Проплывшему полмира соискателю отец невесты наотрез отказал. Через Кюрасао, Кубу и Майами Нотебоом добрался до Нью-Йорка, где ждала его Фанни. Там они попытались заключить брак без согласия родителей. Сперва им нужно было предстать перед судьей, который спросил, почему они не венчаются в церкви. Потому что не верят в Бога. Заподозрив в них коммунистов, судья не согласился регистрировать брак. Из телефонной книги они выписали названия церквей, но отовсюду их прогоняли. В конце концов их благословил приплясывавший пастор Шотландской пресвитерианской церкви.

Впоследствии Нотебоом очень подружился с тестем. После того как они расстались с Фанни, он повторил свой путь в главный город Суринама — Парамарибо. «Это было странное одинокое путешествие, своего рода медитация о прошлом. Это была единственная поездка, о которой я не написал ни слова».

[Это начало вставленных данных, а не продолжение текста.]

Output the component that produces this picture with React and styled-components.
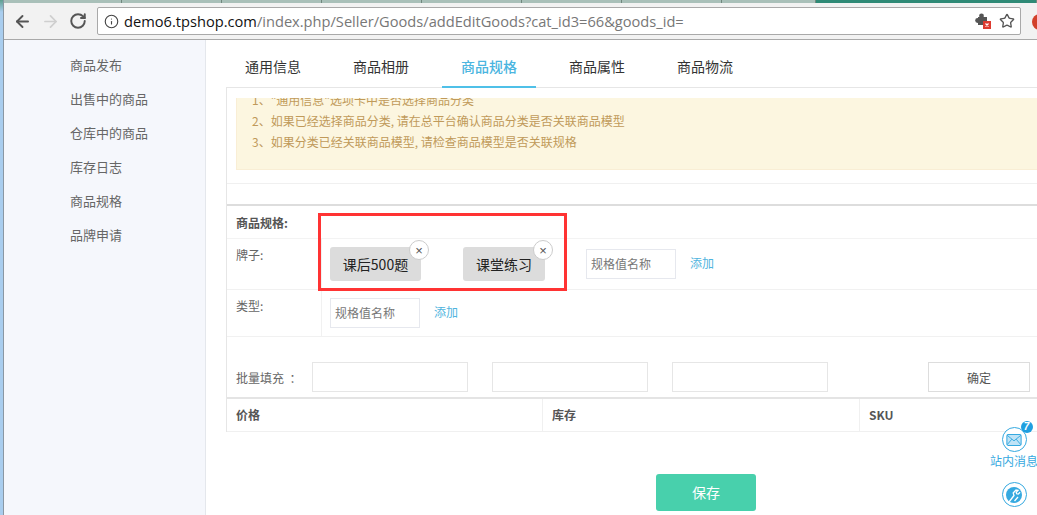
import styled, { createGlobalStyle } from "styled-components";
import { ArrowLeft, ArrowRight, RotateCw, Info, Star } from "lucide-react";

const GlobalStyle = createGlobalStyle`
  html, body { margin: 0; padding: 0; background: #fff; }
  * { box-sizing: border-box; }
  body { font-family: "Noto Sans CJK SC", "Liberation Sans", sans-serif; }
`;

const Page = styled.div`
  position: relative;
  display: flex;
  width: 1037px;
  height: 515px;
  overflow: hidden;
  background: #fff;
`;

const WindowEdge = styled.div`
  width: 4px;
  background: linear-gradient(#5f9f90 0, #a9cdee 12px);
  border-right: 1px solid #8a97a3;
`;

const Window = styled.div`
  flex: 1;
  min-width: 0;
`;

const TabStrip = styled.div`
  display: flex;
  height: 3px;
  background: #a9c0b9;
`;

const StripTab = styled.div`
  width: ${(props) => props.w}px;
  border-right: 1px solid #71887f;
  background: ${(props) => props.bg || "#a9c0b9"};
`;

const Toolbar = styled.div`
  display: flex;
  align-items: center;
  height: 37px;
  padding-left: 9px;
  background: #f2f2f2;
  border-bottom: 1px solid #a9a9a9;
`;

const NavIcons = styled.div`
  display: flex;
  align-items: center;
  width: 84px;
  gap: 9px;
  color: #555;
`;

const UrlBar = styled.div`
  display: flex;
  align-items: center;
  width: 924px;
  height: 28px;
  padding: 0 5px 0 6px;
  background: #fff;
  border: 1px solid #a9a9a9;
  border-radius: 2px;
`;

const Url = styled.div`
  flex: 1;
  margin-left: 5px;
  font-family: "Open Sans", sans-serif;
  font-size: 14.65px;
  color: #111;
  white-space: nowrap;
`;

const UrlPath = styled.span`
  color: #777;
`;

const PuzzleIcon = styled.svg`
  display: block;
  margin-right: 8px;
`;

const ProfileDot = styled.div`
  position: absolute;
  top: 14px;
  left: 1032px;
  width: 16px;
  height: 16px;
  border-radius: 50%;
  background: #d2402a;
`;

const Body = styled.div`
  display: flex;
  height: 475px;
`;

const Sidebar = styled.div`
  width: 202px;
  padding-top: 8px;
  background: #f5f7fc;
  border-right: 1px solid #e4e7ec;
`;

const SideItem = styled.div`
  height: 34px;
  padding-left: 66px;
  font-size: 13px;
  line-height: 34px;
  color: #666;
`;

const Main = styled.div`
  flex: 1;
  min-width: 0;
  padding-left: 20px;
`;

const Tabs = styled.div`
  display: flex;
  height: 48px;
  border-bottom: 1px solid #e6e6e6;
`;

const Tab = styled.div`
  height: 48px;
  margin-right: 14px;
  padding: 0 19px;
  font-size: 14px;
  line-height: 52px;
  font-weight: ${(props) => (props.active ? 500 : 400)};
  color: ${(props) => (props.active ? "#4bb5e0" : "#333")};
  border-bottom: ${(props) => (props.active ? "2px solid #4fc0e8" : "none")};
`;

const Panel = styled.div`
  padding-top: 10px;
  border-left: 1px solid #e6e6e6;
`;

const Notice = styled.div`
  height: 72px;
  margin-left: 9px;
  overflow: hidden;
  background: #fcf6e0;
  border: 1px solid #f9eed5;
  border-top: none;
  border-right: none;
`;

const NoticeList = styled.div`
  margin-top: -9px;
  padding-left: 15px;
  font-size: 12px;
  line-height: 21px;
  color: #c09a5a;
`;

const Rule = styled.div`
  height: 21px;
  margin-top: 13px;
  border-top: 1px solid #f0f0f0;
`;

const TitleRow = styled.div`
  height: 35px;
  padding-left: 9px;
  font-size: 12px;
  font-weight: 700;
  line-height: 33px;
  color: #555;
  border-top: 2px solid #ddd;
  border-bottom: 1px solid #f3f3f3;
`;

const SpecRow = styled.div`
  display: flex;
  height: ${(props) => props.h}px;
  border-bottom: 1px solid #f1f1f1;
`;

const SpecLabel = styled.div`
  width: 95px;
  padding: 6px 0 0 9px;
  font-size: 12px;
  line-height: 20px;
  color: #666;
  border-right: 1px solid #f1f1f1;
`;

const SpecValues = styled.div`
  display: flex;
  align-items: center;
  padding-left: 8px;
`;

const Chip = styled.div`
  position: relative;
  display: flex;
  align-items: center;
  justify-content: center;
  width: ${(props) => props.w}px;
  height: 34px;
  margin-right: ${(props) => props.gap}px;
  font-size: 14px;
  color: #222;
  background: #dcdcdc;
  border-radius: 3px;
`;

const ChipClose = styled.span`
  position: absolute;
  top: -7px;
  right: -8px;
  display: flex;
  align-items: center;
  justify-content: center;
  width: 20px;
  height: 20px;
  font-family: "Liberation Sans", sans-serif;
  font-size: 13px;
  color: #555;
  background: #fff;
  border: 1px solid #ccc;
  border-radius: 50%;
`;

const ValueInput = styled.div`
  width: 90px;
  height: 30px;
  padding-left: 4px;
  font-size: 12px;
  line-height: 27px;
  color: #777;
  border: 1px solid #e6e8ee;
`;

const AddLink = styled.span`
  margin: -4px 0 0 14px;
  font-size: 12px;
  color: #4fb4de;
`;

const BatchRow = styled.div`
  display: flex;
  align-items: center;
  height: 60px;
  padding: 25px 0 5px 9px;
`;

const BatchLabel = styled.div`
  width: 76px;
  font-size: 12px;
  color: #666;
  white-space: pre;
`;

const BatchInput = styled.div`
  width: 156px;
  height: 30px;
  margin-right: 24px;
  border: 1px solid #e6e6e6;
`;

const ConfirmButton = styled.div`
  width: 102px;
  height: 30px;
  margin-left: 76px;
  font-size: 12px;
  line-height: 29px;
  text-align: center;
  color: #555;
  border: 1px solid #ddd;
`;

const PriceTable = styled.div`
  display: grid;
  grid-template-columns: 316px 317px 1fr;
  height: 35px;
  border-top: 2px solid #e4e4e4;
  border-bottom: 1px solid #f0f0f0;
`;

const HeadCell = styled.div`
  padding-left: 9px;
  font-size: 12px;
  font-weight: 700;
  line-height: 31px;
  color: #555;
  border-right: ${(props) => (props.last ? "none" : "1px solid #f0f0f0")};
`;

const SaveRow = styled.div`
  padding: 42px 0 0 430px;
`;

const SaveButton = styled.div`
  width: 100px;
  height: 37px;
  font-size: 14px;
  line-height: 36px;
  text-align: center;
  color: #fff;
  background: #48d0ac;
  border-radius: 3px;
`;

const RedBox = styled.div`
  position: absolute;
  top: 213px;
  left: 318px;
  width: 249px;
  height: 78px;
  border: 3px solid #ff3333;
`;

const FloatTools = styled.div`
  position: absolute;
  top: 427px;
  left: 990px;
  display: flex;
  flex-direction: column;
  align-items: center;
  width: 48px;
  color: #35a9e0;
`;

const RoundIcon = styled.div`
  position: relative;
  display: flex;
  align-items: center;
  justify-content: center;
  width: 25px;
  height: 25px;
  background: #fff;
  border: 1.5px solid #35a9e0;
  border-radius: 50%;
`;

const CountBadge = styled.span`
  position: absolute;
  top: -7px;
  right: -7px;
  width: 12px;
  height: 12px;
  font-family: "Liberation Sans", sans-serif;
  font-size: 10px;
  font-style: italic;
  font-weight: 700;
  line-height: 12px;
  text-align: center;
  color: #fff;
  background: #1f9fe0;
  border-radius: 50%;
`;

const FloatLabel = styled.div`
  margin-bottom: 12px;
  font-size: 12px;
  line-height: 18px;
  white-space: nowrap;
`;

const sideItems = ["商品发布", "出售中的商品", "仓库中的商品", "库存日志", "商品规格", "品牌申请"];
const tabs = ["通用信息", "商品相册", "商品规格", "商品属性", "商品物流"];

export default function App() {
  return (
    <Page>
      <GlobalStyle />
      <WindowEdge />
      <Window>
        <TabStrip>
          <StripTab w={118} />
          <StripTab w={100} />
          <StripTab w={100} />
          <StripTab w={100} />
          <StripTab w={100} />
          <StripTab w={100} />
          <StripTab w={100} />
          <StripTab w={94} />
          <StripTab w={221} bg="#2f8a76" />
        </TabStrip>
        <Toolbar>
          <NavIcons>
            <ArrowLeft size={19} strokeWidth={2.4} />
            <ArrowRight size={19} strokeWidth={2.2} color="#cfcfcf" />
            <RotateCw size={18} strokeWidth={2.6} />
          </NavIcons>
          <UrlBar>
            <Info size={15} strokeWidth={1.8} color="#444" />
            <Url>
              demo6.tpshop.com<UrlPath>/index.php/Seller/Goods/addEditGoods?cat_id3=66&goods_id=</UrlPath>
            </Url>
            <PuzzleIcon width="16" height="16" viewBox="0 0 16 16">
              <circle cx="6.5" cy="3" r="2.4" fill="#555" />
              <circle cx="2.6" cy="7.5" r="2.4" fill="#555" />
              <rect x="3" y="4" width="9" height="8" fill="#555" />
              <rect x="8" y="8" width="8" height="8" fill="#dd3b30" />
              <path d="M10.5 10.5l3 3m0-3l-3 3" stroke="#fff" strokeWidth="1.2" />
            </PuzzleIcon>
            <Star size={16} strokeWidth={2} color="#555" />
          </UrlBar>
        </Toolbar>
        <Body>
          <Sidebar>
            {sideItems.map((item) => (
              <SideItem key={item}>{item}</SideItem>
            ))}
          </Sidebar>
          <Main>
            <Tabs>
              {tabs.map((tab, index) => (
                <Tab key={tab} active={index === 2}>
                  {tab}
                </Tab>
              ))}
            </Tabs>
            <Panel>
              <Notice>
                <NoticeList>
                  <div>1、"通用信息"选项卡中是否选择商品分类</div>
                  <div>2、如果已经选择商品分类, 请在总平台确认商品分类是否关联商品模型</div>
                  <div>3、如果分类已经关联商品模型, 请检查商品模型是否关联规格</div>
                </NoticeList>
              </Notice>
              <Rule />
              <TitleRow>商品规格:</TitleRow>
              <SpecRow h={51}>
                <SpecLabel>牌子:</SpecLabel>
                <SpecValues>
                  <Chip w={91} gap={42}>
                    课后500题
                    <ChipClose>×</ChipClose>
                  </Chip>
                  <Chip w={82} gap={41}>
                    课堂练习
                    <ChipClose>×</ChipClose>
                  </Chip>
                  <ValueInput>规格值名称</ValueInput>
                  <AddLink>添加</AddLink>
                </SpecValues>
              </SpecRow>
              <SpecRow h={47}>
                <SpecLabel>类型:</SpecLabel>
                <SpecValues>
                  <ValueInput>规格值名称</ValueInput>
                  <AddLink>添加</AddLink>
                </SpecValues>
              </SpecRow>
              <BatchRow>
                <BatchLabel>批量填充  ：</BatchLabel>
                <BatchInput />
                <BatchInput />
                <BatchInput />
                <ConfirmButton>确定</ConfirmButton>
              </BatchRow>
              <PriceTable>
                <HeadCell>价格</HeadCell>
                <HeadCell>库存</HeadCell>
                <HeadCell last>SKU</HeadCell>
              </PriceTable>
            </Panel>
            <SaveRow>
              <SaveButton>保存</SaveButton>
            </SaveRow>
          </Main>
        </Body>
      </Window>
      <ProfileDot />
      <RedBox />
      <FloatTools>
        <RoundIcon>
          <svg width="16" height="12" viewBox="0 0 18 14">
            <rect x="0.7" y="0.7" width="16.6" height="12.6" rx="1.5" fill="#bfe3f6" stroke="#35a9e0" strokeWidth="1.2" />
            <path d="M1 1.5l8 6.5 8-6.5M1 12.5l5.5-6.5M17 12.5l-5.5-6.5" fill="none" stroke="#35a9e0" strokeWidth="1.1" />
          </svg>
          <CountBadge>7</CountBadge>
        </RoundIcon>
        <FloatLabel>站内消息</FloatLabel>
        <RoundIcon>
          <svg width="18" height="18" viewBox="0 0 18 18">
            <circle cx="9" cy="9" r="8" fill="#35a9e0" />
            <path d="M4 16l5-6.5-.8-2.5 2.8-3 2 .4-1.8 2 .5 1.4 1.5.3 1.9-1.9M9.5 15l3.5-4" fill="none" stroke="#fff" strokeWidth="1.3" />
          </svg>
        </RoundIcon>
      </FloatTools>
    </Page>
  );
}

О других своих путешествиях он писал очерки, статьи, рассказы. Странствия по земному шару стали для него способом мыслить, а также единственно возможным способом зарабатывать на собственном комплексе изгнанничества деньги. Благосклонная к Нотебоому судьба устроила его внештатным корреспондентом в газету «Фолкскрант», потом «Авеню», где ему оплачивали его путешествия, не требуя мгновенной отдачи. Удивительным образом редакторы, поначалу нагружавшие Нотебоома политическими репортажами, вскоре распознали в нем особый дар путешественника — паломника в иные культуры, кропотливо и старательно раскручивавшего спираль времени, поверяя его пространством. Именуя себя «пожирателем пространства», «всасывателем чужих культур», Нотебоом ощущал весь мир своим домом, неизменно возвращаясь в Амстердам — и не выдерживая там дольше недели. Пропуская сквозь душу «иные земли», Нотебоом пытался разгадать тайну времени, всякий раз сталкиваясь с одним и тем же противоречием: «По прибытии на новое место путешественник неизменно увязает в одном и том же болоте: он приезжает туда, где возникло искусство, которое он ищет, но неизменно приезжает туда слишком поздно. Тот пункт во времени, где он, собственно, и хотел бы очутиться, для него недостижим. Это парадокс между местом «тогда» и тем же местом «теперь».